Saturday, March 7, 2009

Same place, different road

I was thinking a bit more about my previous post, More from the dreaded France, and another thought occurred to me.  My point there was that the current Republican idea of threatening Americans with the specter of turning into France was likely to be ineffective, and betrayed a lack of knowledge as to what the American Dream is all about.  It's not about the chaotic marketplace, it's about the fruits of coming through that chaos.  To claim that Obama wishes the U.S. to become France West is a false claim with a false conclusion.

An underlying theme to all this whining from the Right is that Obama wants to redistribute income, take from the deserving rich and give to the great unwashed; you know, the same marvelous theory that has given us flat median income and a major, not-since-the-Depression crisis.  The Republican idea has been that each earns according to their talents and adaptability, and any deviation from that is inherently unfair.  So we see proposals like a flat tax, which is seen as "fair" by its proponents.  If you can't make it in our system, the argument goes, it's your own fault, and no one should be expected to pick up your slack.  No redistribution, that's socialism, and we can't have that.

So let's take a scenario that's all too common today.  On the one hand, you have a worker who's been at a company for 20 years.  She's done everything she's ever been asked, has worked unpaid overtime when it was needed to get a task done, works well with others.  Her effort has been instrumental in getting the company to a place of profitability and respect in the industry.  She has received steady raises over the years, slightly higher than the rate of inflation, so she is making about twice in real terms what she was making when she started.  Of course, she is more than twice as valuable, so the company has actually come out ahead, but it's a tradeoff with which she's comfortable; she has a life in the community, her kids like their schools, her husband has a job at which he's happy.
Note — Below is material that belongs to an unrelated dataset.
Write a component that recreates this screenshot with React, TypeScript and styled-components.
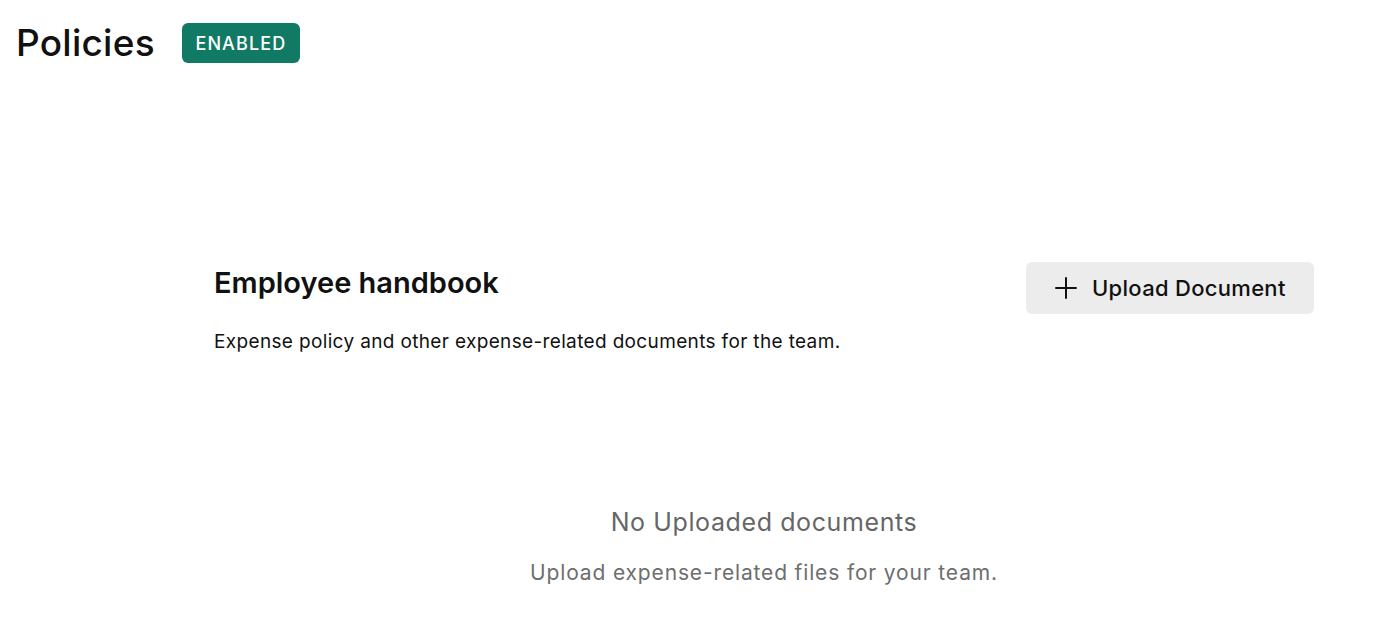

The company decides to hire a new CEO.  He's a slick guy, the right degrees from the right schools, moved from company to company on the fast track upwards, shook the right hands.  He never really developed any expertise other than an ability to be decisive in meetings, and he's either been lucky enough that those decisions have been right, or he's gotten out before the wrong ones brought him down.  His fabulous education came from schools which, public or private, have been supported by taxpayers, and he's played the corporate welfare game quite successfully.

CEO Guy comes in and wants to make a splash right away, demonstrate to the board that he's a bold visionary, not afraid to make the tough decisions.  Increasing revenues by creating new products or selling more of the old ones is hard; that usually takes a while and requires some knowledge of the company and its industry.  It's way easier to look at some department profit statements and slash a couple, saving all those salaries.  Or, as he did in the previous company, he can outsource or offshore some "non-core" functions.

Either way, the hard worker loses her job.  She hasn't done anything wrong, she never has, she's just the wrong person in the wrong place at the wrong time.  Depending on the economy, her field, her formal credentials, she may be able to get another position without too much trouble.  On the other hand, she may not, and her family may be forced into a series of tough decisions.

And the money that was saved by giving her the heave-ho?  Some of it went to shareholders, but not all of it.  Some of it went to consumers, but there's ample evidence that prices are lowered a lot less than the actual savings would imply.  Ah, but CEO Guy's contract calls for him to get "variable compensation" based on profits, and he's brought those up, oh yes he has.

So we most certainly have income redistribution here.  But this is Republican-approved redistribution, the kind where one employee of a company gets to make decisions that move dollars into his own pocket.  This is perfectly fine, not that evil kind where the elected representatives of the people decide a progressive tax rate will take somewhat more from those who have to set up programs to help people who have not.

What's the difference?  In the first case, it's all private, it comes from decisions made by one person who has been granted near-life-and-death power over the affairs of another, without any consent of the second person.  In the second case, the people speaking through their official government have made the decision that the nation's interest will be better served if there is somewhat more equality.

In each case, whether you're on the Right or the Left, you support some form of resource redistribution.  Personally, I'm not totally sold on either.  The first seems wrong; it seems to be that, after 20 years, that employee has more "ownership" of her job than a two-month severance check would imply.  The second can easily be overdone; I lived through the Carter years, where it seemed we could solve every problem by moving money around the economy (and led directly to the backlash of the "Reagan revolution" and the Greed Decade of the 1980s).

So, yet again, I urge taking a middle ground, leaving most money in the hands of those who make it, while never forgetting that a nation with millions living in poverty is not a strong nation, no matter how many billions the people at the top have.  Does the current bundle of Obama programs go too far?  I don't know yet, but I'm guessing that, since the president has said that over 90% of the money will pass into private hands, the people at the top will fare just fine - no tag days for Bill Gates, I would wager.